How can you treat an organ that you can't see? You take your car to a mechanic because you know that he knows how the car works. He can see it, he can open your engine, and he can feel it. You can't do that to the brain. Your brain is locked away in the vault of your skull. There is no easy way to get to it. You can't get to it, you can't feel it, you can't pulse it, and you can't see a lump as you can for a cancer. You need to peer inside the living brain to see what is happening. You need to do a sort of non-invasive biopsy of the living brain so that you know what's going on.
In the case of mental illness, we know it's brain based. We need to peer in. It's not just a matter of looking into the brain for abnormalities that are anatomical. I don't think there will be anatomical abnormalities. What is happening is that some circuits within the brain are starting to malfunction. What we need to find out is which ones are the rogue circuits. Where is it that certain symptoms are expressing themselves? How can we use the technologies we have, and other means, to better diagnose—to diagnose early and diagnose precisely, and to know what is causing the illness so that we can specifically treat it in a personalized way, as we do for other illnesses?
For example, if you have a cancer, they'll do a scan. They'll tell you the regions in your body where they see growths. Then they'll do a biopsy and identify the cell type. Then they'll do a spectrum analysis on the cell and say what chemotherapy they think is very specific for that cell type, and that's what they'll put you on. This is all evidence based.
It's my dream that this is where we will get to in terms of mental illnesses. We need to become much more precise and individualized, because we have seen that “one size fits all” does not work. We cannot keep doing the same things over and over again and expect better outcomes.

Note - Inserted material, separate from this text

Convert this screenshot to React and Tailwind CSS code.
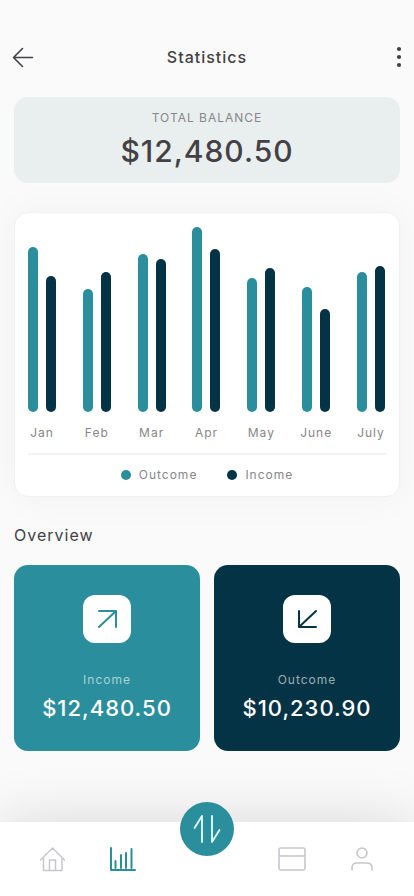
const months = [
  { name: "Jan", outcome: 165, income: 136 },
  { name: "Feb", outcome: 123, income: 140 },
  { name: "Mar", outcome: 158, income: 153 },
  { name: "Apr", outcome: 185, income: 163 },
  { name: "May", outcome: 134, income: 144 },
  { name: "June", outcome: 125, income: 103 },
  { name: "July", outcome: 140, income: 146 },
];

function Header() {
  return (
    <header className="flex h-6 items-center justify-between px-3">
      <button type="button" aria-label="Back" className="flex w-6">
        <svg width="22" height="22" viewBox="0 0 22 22" fill="none" stroke="#434145" strokeWidth="1.6" strokeLinecap="round" strokeLinejoin="round">
          <path d="M20.5 11.5H1.5M10.5 2.5L1.5 11.5L10.5 20.5" />
        </svg>
      </button>
      <h1 className="text-base font-medium tracking-[1px]">Statistics</h1>
      <button type="button" aria-label="More options" className="flex w-6 justify-end">
        <svg width="6" height="22" viewBox="0 0 6 22" fill="#434145">
          <circle cx="3" cy="3" r="2.1" />
          <circle cx="3" cy="11" r="2.1" />
          <circle cx="3" cy="19" r="2.1" />
        </svg>
      </button>
    </header>
  );
}

function Balance() {
  return (
    <section className="mt-7 flex flex-col items-center rounded-[14px] bg-[#e9eeee] pt-3 pb-3 tracking-[1px]">
      <h2 className="text-xs leading-[18px] text-[#88868a]">TOTAL BALANCE</h2>
      <p className="mt-1 text-3xl leading-10 font-medium">$12,480.50</p>
    </section>
  );
}

function Chart() {
  return (
    <section className="mt-[29px] rounded-[14px] border border-[#f1f1f1] bg-white px-[13px] pt-[14px] pb-[13px] text-xs tracking-[1px] text-[#88868a] shadow-[0_0_40px_rgba(0,0,0,0.04)]">
      <div className="flex items-end justify-between pr-px">
        {months.map((m) => (
          <div key={m.name} className="flex w-7 flex-col items-center">
            <div className="flex items-end gap-2">
              <div className="w-[10px] rounded-full bg-[#2b8e9d]" style={{ height: m.outcome }} />
              <div className="w-[10px] rounded-full bg-[#053346]" style={{ height: m.income }} />
            </div>
            <span className="mt-3 leading-[18px] whitespace-nowrap">{m.name}</span>
          </div>
        ))}
      </div>
      <div className="mt-[11px] flex justify-center gap-[30px] border-t-2 border-[#f3f3f3] pt-3 leading-[16px]">
        <span className="flex items-center gap-2">
          <i className="size-[10px] rounded-full bg-[#2b8e9d]" />
          Outcome
        </span>
        <span className="flex items-center gap-2">
          <i className="size-[10px] rounded-full bg-[#053346]" />
          Income
        </span>
      </div>
    </section>
  );
}

function Card({ label, amount, className, children }) {
  return (
    <div className={"flex flex-1 flex-col items-center rounded-[14px] pt-[30px] pb-7 tracking-[1px] " + className}>
      <div className="flex size-12 items-center justify-center rounded-xl bg-white">
        <svg width="20" height="20" viewBox="0 0 20 20" fill="none" stroke="currentColor" strokeWidth="2" strokeLinecap="round" strokeLinejoin="round">
          {children}
        </svg>
      </div>
      <h3 className="mt-7 text-xs leading-[18px] text-white/60">{label}</h3>
      <p className="mt-1 text-[22px] leading-[30px] font-medium text-white">{amount}</p>
    </div>
  );
}

function NavButton({ label, children, active }) {
  return (
    <button type="button" aria-label={label} className={active ? "text-[#2b8e9d]" : "text-[#c8c6cf]"}>
      {children}
    </button>
  );
}

function BottomNav() {
  return (
    <nav className="mt-auto grid h-[74px] grid-cols-[1fr_1fr_100px_1fr_1fr] justify-items-center bg-white px-[17px] shadow-[0_0_60px_rgba(0,0,0,0.14)]">
      <NavButton label="Home">
        <svg width="26" height="26" viewBox="0 0 26 26" fill="none" stroke="currentColor" strokeWidth="1.5" strokeLinecap="round" strokeLinejoin="round">
          <path d="M1.500 14L13.500 2L25.500 14M4.500 11.500V24.500H23V11.500M10.500 24.500V14H16.500V24.500" />
        </svg>
      </NavButton>
      <NavButton label="Statistics" active>
        <svg width="28" height="26" viewBox="0 0 28 26" fill="none" stroke="currentColor" strokeWidth="2" strokeLinecap="round" strokeLinejoin="round">
          <path d="M3 2V24H27M7.500 15V22M13 9V22M18 7V22M23.500 3V22" />
        </svg>
      </NavButton>
      <button type="button" aria-label="Transfer" className="-mt-5 flex size-[54px] items-center justify-center rounded-full bg-[#2b8e9d]">
        <svg width="28" height="30" viewBox="0 0 28 30" fill="none" stroke="#e3ffff" strokeWidth="1.8" strokeLinecap="round" strokeLinejoin="round">
          <path d="M1.500 14L9 2V28M19 2V28L26.500 16" />
        </svg>
      </button>
      <NavButton label="Cards">
        <svg width="28" height="26" viewBox="0 0 28 26" fill="none" stroke="currentColor" strokeWidth="1.6">
          <rect x="1" y="2" width="26" height="22" rx="2" />
          <path d="M1 10H27" />
        </svg>
      </NavButton>
      <NavButton label="Profile">
        <svg width="24" height="26" viewBox="0 0 24 26" fill="none" stroke="currentColor" strokeWidth="1.6" strokeLinecap="round">
          <circle cx="12" cy="7" r="5" />
          <path d="M2 24V22Q2 17 7 17H17Q22 17 22 22V24" />
        </svg>
      </NavButton>
    </nav>
  );
}

export default function App() {
  return (
    <div className="flex min-h-screen flex-col overflow-hidden bg-[#fafafa] pt-[45px] font-[Inter,sans-serif] text-[#434145]">
      <Header />
      <main className="px-[14px] pb-6">
        <Balance />
        <Chart />
        <h2 className="mt-[26px] text-base leading-6 tracking-[1px]">Overview</h2>
        <div className="mt-[18px] flex gap-[14px]">
          <Card label="Income" amount="$12,480.50" className="bg-[#2b8e9d] text-[#2b8e9d]">
            <path d="M2 2H19V18M19 2L2 18" />
          </Card>
          <Card label="Outcome" amount="$10,230.90" className="bg-[#053346] text-[#053346]">
            <path d="M2 2V18H19M2 18L19 2" />
          </Card>
        </div>
      </main>
      <BottomNav />
    </div>
  );
}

We may throw all the resources we want at these treatments, but we know what the success rates are. Why don't we invest in something that's going to change that?
I thought I'd come here not to tell you a pretty story, but rather to lay out the facts as they are, to tell you what some of the difficulties are in how we do business, to tell you about the lack of effectiveness in the treatments we're using, and to give you a bit of a solution as to how we can begin to find our way out of this pit-hole that we're in right now.
Really, I think investment in research and innovation will be our ticket to what we're looking for, a better quality of life for those who are suffering in silence. We can throw as much compensation at people as we want, and it will only keep on increasing if we don't stem the problem. We need to be able to figure out what goes awry so that we can begin not only to have customized treatments but also, further upstream, to prevent people from getting ill and getting into these situations.
I thought I'd stop at that and open up the floor to see what questions you might have on this front, because I think it is really a call for help.